Couple that with coal price trends: it’s getting more expensive for Centralia to buy coal, in part because of the massive price increases for coal exported from the US. At the same time, natural gas is cheaper than it’s been in years.
And what that says is simple: for the time being, the Centralia coal-fired power plant just isn’t making money. There’s not much demand for power, and when there is demand Centralia’s coal generators are often getting beaten out on price by natural gas. Obviously, these trends can turn on a dime. But for the time being at least, basic power economics are creating bad news for Transalta’s Centralia plant…and a bit of a bright spot for the state’s emissions trends this year.
The only reason the coal consumption was down was because they were down for maintenance for the last few months.
That’s an excellent point!
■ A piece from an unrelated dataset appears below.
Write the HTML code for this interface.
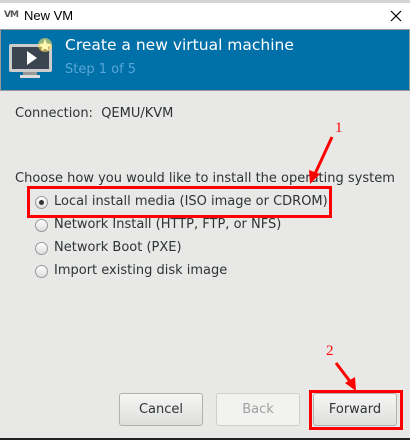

Do you happen to know if they started the maintenance prior to May, though? The consumption numbers in the chart above only run from January through May.
If Centralia was closed for maintenance for much of Jan-May, I’ll be sure to update the post!
Googling a bit, it looks like the weak market offered an opportunity to do some maintenance — i.e., they decided to “economically dispatch” Transalta (read — mostly shut down) based on weak market conditions.
From a Transalta press release:
“During the quarter, the decision was made to economically dispatch the Centralia Thermal facility to take advantage of the weak market conditions in the region. Contracted supply obligations were met through open market purchases while maintaining gross margins objectives. The outages also provided additional opportunities to efficiently perform maintenance work…”
What this means, of course, is that it was cheaper for Transalta to fulfill its contracts by buying wholesale power from the (glutted) power markets than by running its coal plant at Centralia. It’s been a good year for Transalta, financially, and a good opportunity for maintenance. But it’s definitely been a slow time for the facility as a power generator.
FYI – “Economically Dispatch” just means roughly “decide how much power to produce based on how much system wide supply/demand there is and how much it costs to produce energy at this plant.” The thing that implies “mostly shuttering” is the weak economic conditions. “Economic Dispatch” is a term that actually implies nothing about Transalta’s fortunes. (You’d be just as likely to see the term in an article about record high coal consumption.)
Agreed. My read of “economically dispatch…to take advantage of weak market conditions” was that it was a euphemism/corporate PR-speak for “we’re going to turn off the dang boilers and buy cheap power on the wholesale market.” Arguably, merchant power plants like Transalta’s Centralia plant ALWAYS economically dispatch their generators.